Last week’s announcement—Nvidia and Toyota expanding their collaboration to accelerate AI-driven automation—hit the wires like a flash crash in a quiet order book. Markets barely blinked. Yet beneath the surface, a structural shift is forming that mirrors the leverage dynamics I’ve seen in DeFi lending pools. Just as overcollateralized positions can cascade when the oracle fails, the automation stack built on Nvidia’s Omniverse and Isaac Sim carries hidden convexity risks. This isn’t just a press release.

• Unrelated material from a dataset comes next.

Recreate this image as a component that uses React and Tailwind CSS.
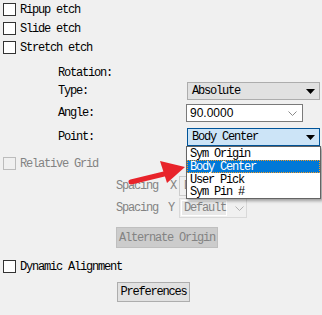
import React from 'react';

const mono = "font-[family-name:'Liberation_Mono',monospace] text-[12px] tracking-[-1.2px] leading-none";

const Check = ({ label, disabled }) => (
  <div className="h-[19px] flex items-center pl-[3px]">
    <div className={`w-[13px] h-[13px] border ${disabled ? 'border-[#bcbcbc] bg-[#f0f0f0]' : 'border-[#333333] bg-white'}`}></div>
    <span className={`ml-[4px] ${disabled ? 'text-[#838383]' : 'text-black'}`}>{label}</span>
  </div>
);

const Caret = () => (
  <svg width="9" height="5" viewBox="0 0 9 5" className="shrink-0">
    <path d="M0 0 L9 0 L4.5 5 Z" fill="#000" />
  </svg>
);

const Chevron = ({ color = '#8a8a8a' }) => (
  <svg width="9" height="5" viewBox="0 0 9 5" className="shrink-0">
    <path d="M0.5 0.5 L4.5 4.5 L8.5 0.5" fill="none" stroke={color} strokeWidth="1" />
  </svg>
);

export default function App() {
  return (
    <div className={`relative w-[322px] h-[315px] bg-[#f0f0f0] overflow-hidden ${mono}`}>
      {/* etch options */}
      <Check label="Ripup etch" />
      <Check label="Slide etch" />
      <Check label="Stretch etch" />

      {/* rotation block */}
      <div className="pl-[58px] pr-[2px] mt-[6px]">
        <div className="h-[19px] flex items-center">Rotation:</div>
        <div className="h-[18px] flex items-center">
          <span className="w-[129px]">Type:</span>
          <div className="flex-1 h-[18px] bg-[#e1e1e1] border border-[#adadad] flex items-center pl-[4px] pr-[4px]">
            <span className="flex-1">Absolute</span>
            <Caret />
          </div>
        </div>
        <div className="h-[18px] mt-[4px] flex items-center">
          <span className="w-[128px]">Angle:</span>
          <div className="w-[117px] h-[18px] bg-white border border-[#7a7a7a] flex items-center pl-[3px] pr-[5px]">
            <span className="flex-1 font-[family-name:'Liberation_Sans',sans-serif] text-[12px] tracking-normal">90.0000</span>
            <Chevron />
          </div>
        </div>
        <div className="h-[18px] mt-[6px] flex items-center">
          <span className="w-[129px]">Point:</span>
          <div className="flex-1 h-[18px] bg-[#cce4f7] border border-[#005499] flex items-center pl-[4px] pr-[4px]">
            <span className="flex-1">Body Center</span>
            <Caret />
          </div>
        </div>
      </div>

      {/* grid block */}
      <div className="mt-[8px]">
        <Check label="Relative Grid" disabled />
        <div className="pl-[116px] text-[#838383]">
          <div className="h-[20px] mt-[3px] flex items-center">
            <span className="w-[54px]">Spacing</span>
            <span className="w-[9px]">X</span>
            <div className="w-[68px] h-[20px] border border-[#cccccc] bg-[#f0f0f0] flex items-center pl-[4px]">D</div>
          </div>
          <div className="h-[20px] mt-[2px] flex items-center">
            <span className="w-[52px]">Spacing</span>
            <span className="w-[11px]">Y</span>
            <div className="w-[68px] h-[20px] border border-[#d9d9d9] bg-[#f0f0f0] flex items-center pl-[1px] pr-[4px]">
              <span className="flex-1 bg-[#e8e8e8] pl-[2px] h-[16px] flex items-center mr-[8px] border border-white">Default</span>
              <Chevron color="#b0b0b0" />
            </div>
          </div>
          <div className="mt-[9px] w-[102px] h-[21px] bg-[#cccccc] border border-[#bfbfbf] flex items-center justify-center">
            Alternate Origin
          </div>
        </div>
      </div>

      <div className="mt-[9px]">
        <Check label="Dynamic Alignment" />
      </div>
      <div className="pl-[117px] mt-[6px]">
        <div className="w-[73px] h-[20px] bg-[#e1e1e1] border border-[#adadad] flex items-center justify-center">
          Preferences
        </div>
      </div>

      {/* open dropdown list */}
      <div className="absolute left-[186px] top-[146px] w-[135px] bg-white border border-[#646464] shadow-[2px_2px_3px_rgba(0,0,0,0.35)]">
        <div className="h-[13px] flex items-center pl-[3px]">Sym Origin</div>
        <div className="h-[13px] flex items-center pl-[2px] bg-[#0078d7] text-white border border-dotted border-[#f59a23]">Body Center</div>
        <div className="h-[13px] flex items-center pl-[3px]">User Pick</div>
        <div className="h-[12px] flex items-center pl-[3px]">Sym Pin #</div>
      </div>

      {/* annotation arrow */}
      <svg className="absolute left-0 top-0 pointer-events-none" width="322" height="315">
        <path d="M131 182 L164 174" stroke="#e8232a" strokeWidth="5" strokeLinecap="round" fill="none" />
        <path d="M185 167 L160 161 L167 183 Z" fill="#e8232a" />
      </svg>
    </div>
  );
}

It’s a bet on a closed-loop simulation-to-reality pipeline that could either mint generational efficiency or trigger a technological liquidation event.
Context: The Architecture of the Bet
Toyota brings physical hardware—assembly lines, robot arms, millions of square feet of manufacturing floor. Nvidia brings the digital twin layer: Omniverse for simulation, Isaac Sim for reinforcement learning, and Jetson Orin/Thor for edge inference. This is not a new model architecture breakthrough. It is a systematic migration of Nvidia’s autonomous driving sim-to-real stack—perception, planning, control—into general-purpose manipulation and mobility. The core idea: train a universal robot policy in simulation, then deploy it to real factories with minimal fine-tuning.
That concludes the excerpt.